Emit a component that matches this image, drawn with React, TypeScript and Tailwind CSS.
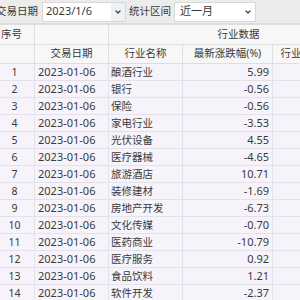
import { ChevronDown } from 'lucide-react';

const rows: [string, string][] = [
  ['酿酒行业', '5.99'],
  ['银行', '-0.56'],
  ['保险', '-0.56'],
  ['家电行业', '-3.53'],
  ['光伏设备', '4.55'],
  ['医疗器械', '-4.65'],
  ['旅游酒店', '10.71'],
  ['装修建材', '-1.69'],
  ['房地产开发', '-6.73'],
  ['文化传媒', '-0.70'],
  ['医药商业', '-10.79'],
  ['医疗服务', '0.92'],
  ['食品饮料', '1.21'],
  ['软件开发', '-2.37'],
];

const font = { fontFamily: '"Noto Sans", "Noto Sans CJK SC", sans-serif' };

export default function App() {
  return (
    <div className="w-[300px] h-[300px] overflow-hidden bg-[#f6f4fa] text-[10.5px] text-[#3a3a3a]" style={font}>
      {/* toolbar */}
      <div className="h-[24px] bg-[#ececec] border-b border-[#dcdcdc] flex items-center -ml-[6px]">
        <span className="w-[48px] pl-[2px] whitespace-nowrap">交易日期</span>
        <div className="w-[84px] h-[20px] bg-white border border-[#d8d8d8] flex items-center pl-[3px] text-[11px]">
          <span className="flex-1">2023/1/6</span>
          <span className="w-[14px] h-full bg-[#eef1f6] flex items-center justify-center">
            <ChevronDown size={8} strokeWidth={4} className="text-[#444]" />
          </span>
        </div>
        <span className="w-[48px] pl-[3px] whitespace-nowrap">统计区间</span>
        <div className="w-[82px] h-[20px] bg-white border border-[#d8d8d8] flex items-center pl-[5px] text-[11px]">
          <span className="flex-1">近一月</span>
          <span className="w-[14px] flex items-center justify-center">
            <ChevronDown size={8} strokeWidth={4} className="text-[#444]" />
          </span>
        </div>
      </div>

      <table className="table-fixed border-collapse -ml-[6px] w-[374px]">
        <colgroup>
          <col className="w-[40px]" />
          <col className="w-[74px]" />
          <col className="w-[74px]" />
          <col className="w-[90px]" />
          <col className="w-[96px]" />
        </colgroup>
        <thead className="bg-[#f7f7f7]">
          <tr className="h-[20px]">
            <th className="border border-[#dedede] font-normal text-left pl-[6px] whitespace-nowrap">序号</th>
            <th className="border border-[#dedede] font-normal" />
            <th colSpan={3} className="border border-[#dedede] font-normal text-center">行业数据</th>
          </tr>
          <tr className="h-[19px]">
            <th className="border border-[#dedede] font-normal" />
            <th className="border border-[#dedede] font-normal text-center">交易日期</th>
            <th className="border border-[#dedede] font-normal text-center">行业名称</th>
            <th className="border border-[#dedede] font-normal text-center whitespace-nowrap">最新涨跌幅(%)</th>
            <th className="border border-[#dedede] font-normal text-center whitespace-nowrap">行业成交额(亿元)</th>
          </tr>
        </thead>
        <tbody>
          {rows.map(([name, pct], i) => (
            <tr key={i} className="h-[17px] leading-[16px]">
              <td className="border border-[#e3e1ea] text-center">{i + 1}</td>
              <td className="border border-[#e3e1ea] pl-[3px] text-[11px]">2023-01-06</td>
              <td className="border border-[#e3e1ea] pl-[2px] whitespace-nowrap overflow-hidden">{name}</td>
              <td className="border border-[#e3e1ea] text-right pr-[3px] text-[11px]">{pct}</td>
              <td className="border border-[#e3e1ea]" />
            </tr>
          ))}
        </tbody>
      </table>
    </div>
  );
}
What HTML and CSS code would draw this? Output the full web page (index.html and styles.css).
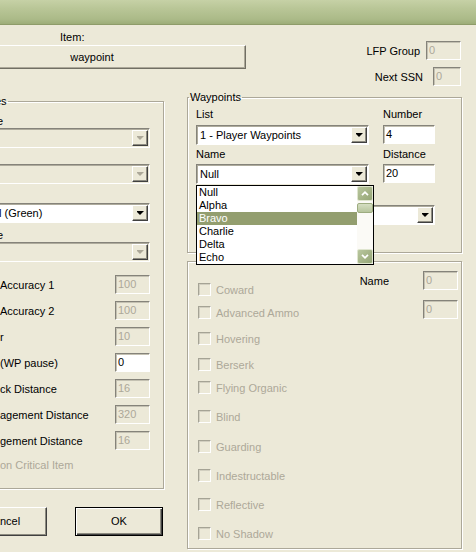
□ □ □ □
= Brief =
Set down all the data again exactly as above, pictures excluded.

= Complete output =
Emit a component that matches this image, drawn with React, TypeScript and Tailwind CSS.
import { ChevronDown } from 'lucide-react';

const rows: [string, string][] = [
  ['酿酒行业', '5.99'],
  ['银行', '-0.56'],
  ['保险', '-0.56'],
  ['家电行业', '-3.53'],
  ['光伏设备', '4.55'],
  ['医疗器械', '-4.65'],
  ['旅游酒店', '10.71'],
  ['装修建材', '-1.69'],
  ['房地产开发', '-6.73'],
  ['文化传媒', '-0.70'],
  ['医药商业', '-10.79'],
  ['医疗服务', '0.92'],
  ['食品饮料', '1.21'],
  ['软件开发', '-2.37'],
];

const font = { fontFamily: '"Noto Sans", "Noto Sans CJK SC", sans-serif' };

export default function App() {
  return (
    <div className="w-[300px] h-[300px] overflow-hidden bg-[#f6f4fa] text-[10.5px] text-[#3a3a3a]" style={font}>
      {/* toolbar */}
      <div className="h-[24px] bg-[#ececec] border-b border-[#dcdcdc] flex items-center -ml-[6px]">
        <span className="w-[48px] pl-[2px] whitespace-nowrap">交易日期</span>
        <div className="w-[84px] h-[20px] bg-white border border-[#d8d8d8] flex items-center pl-[3px] text-[11px]">
          <span className="flex-1">2023/1/6</span>
          <span className="w-[14px] h-full bg-[#eef1f6] flex items-center justify-center">
            <ChevronDown size={8} strokeWidth={4} className="text-[#444]" />
          </span>
        </div>
        <span className="w-[48px] pl-[3px] whitespace-nowrap">统计区间</span>
        <div className="w-[82px] h-[20px] bg-white border border-[#d8d8d8] flex items-center pl-[5px] text-[11px]">
          <span className="flex-1">近一月</span>
          <span className="w-[14px] flex items-center justify-center">
            <ChevronDown size={8} strokeWidth={4} className="text-[#444]" />
          </span>
        </div>
      </div>

      <table className="table-fixed border-collapse -ml-[6px] w-[374px]">
        <colgroup>
          <col className="w-[40px]" />
          <col className="w-[74px]" />
          <col className="w-[74px]" />
          <col className="w-[90px]" />
          <col className="w-[96px]" />
        </colgroup>
        <thead className="bg-[#f7f7f7]">
          <tr className="h-[20px]">
            <th className="border border-[#dedede] font-normal text-left pl-[6px] whitespace-nowrap">序号</th>
            <th className="border border-[#dedede] font-normal" />
            <th colSpan={3} className="border border-[#dedede] font-normal text-center">行业数据</th>
          </tr>
          <tr className="h-[19px]">
            <th className="border border-[#dedede] font-normal" />
            <th className="border border-[#dedede] font-normal text-center">交易日期</th>
            <th className="border border-[#dedede] font-normal text-center">行业名称</th>
            <th className="border border-[#dedede] font-normal text-center whitespace-nowrap">最新涨跌幅(%)</th>
            <th className="border border-[#dedede] font-normal text-center whitespace-nowrap">行业成交额(亿元)</th>
          </tr>
        </thead>
        <tbody>
          {rows.map(([name, pct], i) => (
            <tr key={i} className="h-[17px] leading-[16px]">
              <td className="border border-[#e3e1ea] text-center">{i + 1}</td>
              <td className="border border-[#e3e1ea] pl-[3px] text-[11px]">2023-01-06</td>
              <td className="border border-[#e3e1ea] pl-[2px] whitespace-nowrap overflow-hidden">{name}</td>
              <td className="border border-[#e3e1ea] text-right pr-[3px] text-[11px]">{pct}</td>
              <td className="border border-[#e3e1ea]" />
            </tr>
          ))}
        </tbody>
      </table>
    </div>
  );
}
What HTML and CSS code would draw this? Output the full web page (index.html and styles.css).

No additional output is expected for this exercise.